Background to research

The Scottish mainland and Scottish Isles warmed by 0.69°C and 0.64°C respectively, over the period 1861-2000 (Jones and Lister, 2004). Precipitation patterns have also altered, generally producing drier summer and wetter winters but there has also been an increased frequency of heavy rain events (Mayes, 1996; Smith, 1995). Generalised annual values at a national level can mask significant regional and seasonal variations. In order to plan for adaptation to climate change there is a need to know the degree of change in specific locations across the seasons.  Only then can potential future trends for that locality be considered in the context of the latest UK Climate Impacts Programme (UKCIP) climate change scenarios.

Objectives of research

The aim of this study is to collate records of observed data in order to provide an up to date assessment of how the climate of Scotland has changed, not just giving a nationally averaged result but identifying regional patterns of change. This study provides a benchmark against which future change can be measured. The analysis of trends shows how far Scotland’s climate has altered. It also places the predicted future climate of Scotland within the context of changes already observed. It thereby provides information essential to those considering the need to adapt to the impacts of climate change in Scotland. A stakeholder survey was conducted in order to ensure the capture of key variables.

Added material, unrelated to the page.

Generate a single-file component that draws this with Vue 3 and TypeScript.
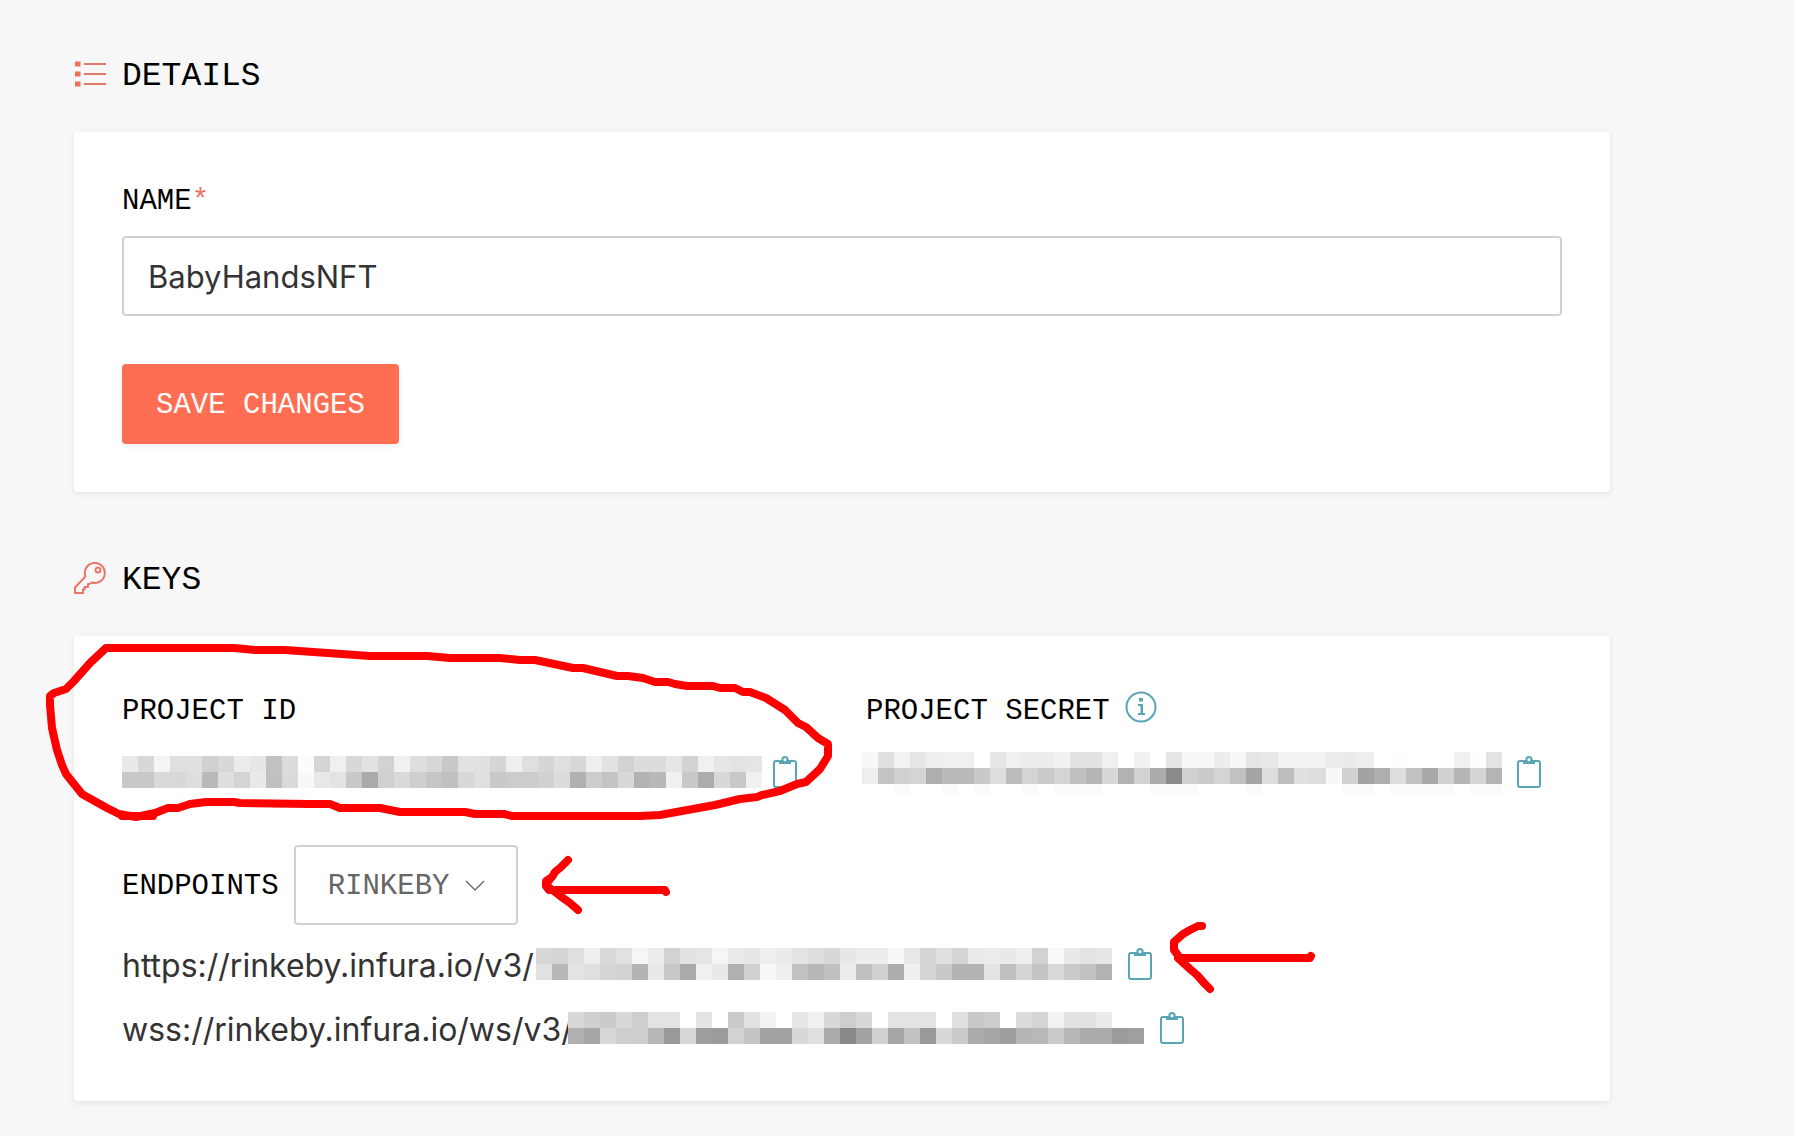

The findings of the study are presented in summary form as a Handbook, with the full details of the analysis being given in this technical handbook.
When descriptions of our changing climate are presented in terms of nationally averaged annual mean statistics, significant regional and seasonal variations can be masked. This technical report describes the analysis of a number of high-resolution datasets. These are based upon data from a dense network of observing stations that has been gridded using some of the latest data regression and interpolation techniques. The datasets include temperature and precipitation from 1914 to 2004, sunshine from 1929 to 2004, and a range of other variables, such as mean sea level and snow cover, from 1961. A number of quantities based upon either temperature or rainfall, such as growing season length and rainfall intensity, have also been derived. These datasets have been analysed in order to identify patterns of change in the Scottish climate over time and space.

Key findings
This study is focused upon the identification of trends in Scottish climate and providing the regional and spatial detail that national averages mask.  The study does not seek to explain, or attribute a cause, for identified trends. Although some of the trends identified are consistent with projected future climate for Scotland, it is not possible to say that the trends are evidence of man-made, i.e. anthropogenic, climate change. However, many of the trends identified are significant and therefore beyond the range expected from natural variability.  Whether or not the changes are due to anthropogenic climate change it is clear that these observed trends are often comparable with those predicted for the future.  This means that Scotland already has experience of the impact of such changes and is therefore well placed to plan the necessary adaptation measures for the future.  
Key words: Scotland, climate change, observed trends

N.B. The report is available for download from the SNIFFER Website

The Technical Report and Handbook are each available separately in electronic format at £20.00 + VAT
Hard copy available at the following prices:
Technical Report £35.00
A Handbook of Climate trends across Scotland £25.00

All prices less 20% to FWR members.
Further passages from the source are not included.